The Dallas-Fort Worth area gets no additional representation, despite leading the state in growth. And it remains the largest region in the country without a Hispanic-majority district, despite a Hispanic population of 1.7 million – nearly as many people as the entire state of New Mexico, and enough to fill two congressional districts.

Rep. Rafael Anchia, a Dallas Democrat who chairs the Mexican American Legislative Caucus, called that “the elephant in the room, the big glaring omission….You really have to try hard to deny Latinos in North Texas the ability to elect the candidate of their choice.”

The House approved the map just before midnight on a party line 80-61 vote, after making minor tweaks that require House and Senate negotiators to meet Sunday and finalize the plan.

The latest census found that nearly 1.1 million people moved into Dallas, Tarrant, Collin and Denton counties since 2010.

That’s more than double the growth in Travis, Williamson and Hays counties, which share one of the two new seats.

Democrats have the edge in that Austin-area district. Republicans will control a new Houston-area seat.

The demographics in both new districts favor white candidates.

Hispanic voters would control seven Texas congressional districts going forward — down from eight in the current 36-seat map.

“It is another step in our state’s shameful history to discriminate against Black, Latino and [other minority] citizens by passing a racially gerrymandered map,” said Rep. Chris Turner of Grand Prairie, chair of the House Democratic caucus. “There’s a lot of problems with this map.”

House Redistricting Chair Rep. Todd Hunter, R-Corpus Christi, defended the plan, saying it complies fully with federal law while keeping together political subdivisions and communities of interest and protecting incumbents.

“Yes there’s been a large percentage of growth,” he said.

The League of United Latin American Citizens demanded new districts in South Texas and Dallas-Fort Worth to fairly reflect growth patterns, asserting that without such districts, the map amounts to overt racial discrimination.

“This plan is a blatant partisan power grab,” said Anthony Gutierrez, executive director of Common Cause Texas. “A fairly drawn map would have given more opportunity districts to the minority communities responsible for all of our population growth.”

Growth in Texas outpaced most of the country, and no other state gained as much in this year’s reapportionment of the 435 U.S. House seats. California slipped but remains the biggest state.

The third special legislative session Gov. Greg Abbott has called this year ends Tuesday. Lawmakers worked frantically to finalize maps, and have already sent Abbott plans for the state House and Senate. The State Board of Education map is still pending.

Democrats complained that Hunter’s committee held a hearing on the Senate-approved congressional plan Wednesday with just 12 hours’ notice. More than 80 people testified. All voiced opposition.
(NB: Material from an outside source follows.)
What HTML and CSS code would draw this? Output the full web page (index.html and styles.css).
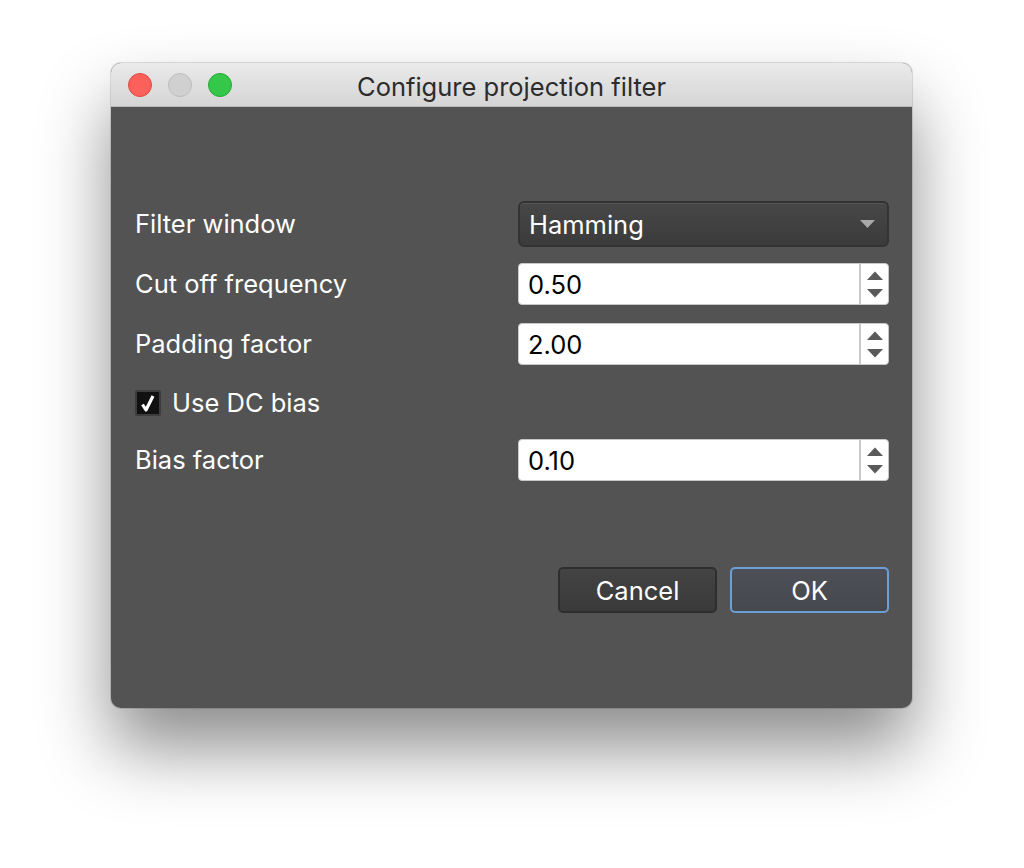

To avoid the risk of delay beyond Tuesday, the House panel approved the Senate’s plan without changes, opting to hash out potential tweaks during a floor debate that began late Saturday afternoon and ended moments before midnight.

The GOP majority shot down one Democratic request after another, offering little rhetorical pushback as Democrats took advantage of the floor debate to air their grievances.
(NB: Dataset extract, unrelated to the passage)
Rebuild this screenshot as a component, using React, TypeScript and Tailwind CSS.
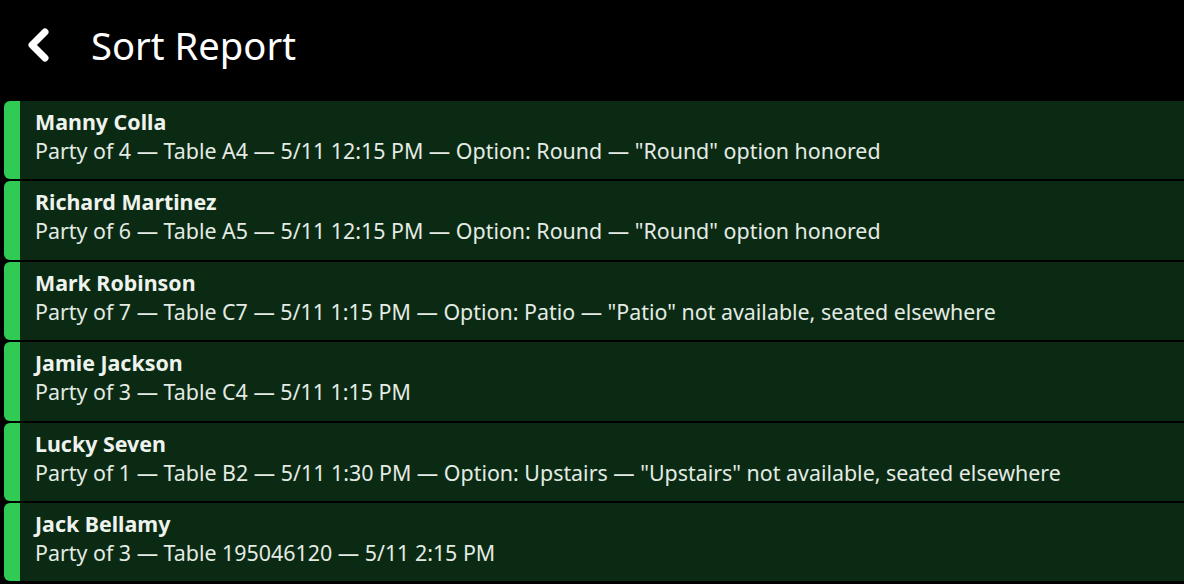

“You think it’s OK for Latinos to have zero representation in the United States House of Representatives in a region that has 1.7 million Latinos. Are you saying that that’s OK?” Rep. Victoria Neave, a Dallas Democrat, challenged Republicans at one point.
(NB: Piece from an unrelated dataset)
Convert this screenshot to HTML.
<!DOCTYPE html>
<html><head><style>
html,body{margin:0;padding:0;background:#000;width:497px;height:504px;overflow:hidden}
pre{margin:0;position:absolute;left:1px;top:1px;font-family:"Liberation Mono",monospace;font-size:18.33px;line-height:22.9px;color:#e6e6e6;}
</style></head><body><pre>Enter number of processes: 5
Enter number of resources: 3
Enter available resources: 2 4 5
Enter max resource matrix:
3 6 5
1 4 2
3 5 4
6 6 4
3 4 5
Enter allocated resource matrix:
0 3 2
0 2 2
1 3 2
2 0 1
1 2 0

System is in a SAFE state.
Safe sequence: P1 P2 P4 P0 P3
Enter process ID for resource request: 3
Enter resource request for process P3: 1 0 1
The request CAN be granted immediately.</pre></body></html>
The new map carves up Dallas County into six congressional districts, represented by three Democrats and three Republicans.

It packs non-white people into districts represented by three Black lawmakers — Reps. Eddie Bernice Johnson and Colin Allred of Dallas and Marc Veasey of Fort Worth — which keeps them out of neighboring districts held by Republicans.

Allred’s new district is just 36% Anglo. Johnson’s is 18%, and Veasey’s is 13%.

At the same time, some minority residents are shifted into more rural districts where white Republicans dominate, diluting their clout.

Veasey’s gnarled and jagged 33rd District hangs together at one point by a sinew of territory just three-tenths of a mile wide in Grand Prairie. It’s interlocked with District 6, itself connected by a strip in Arlington just four-tenths of a mile wide.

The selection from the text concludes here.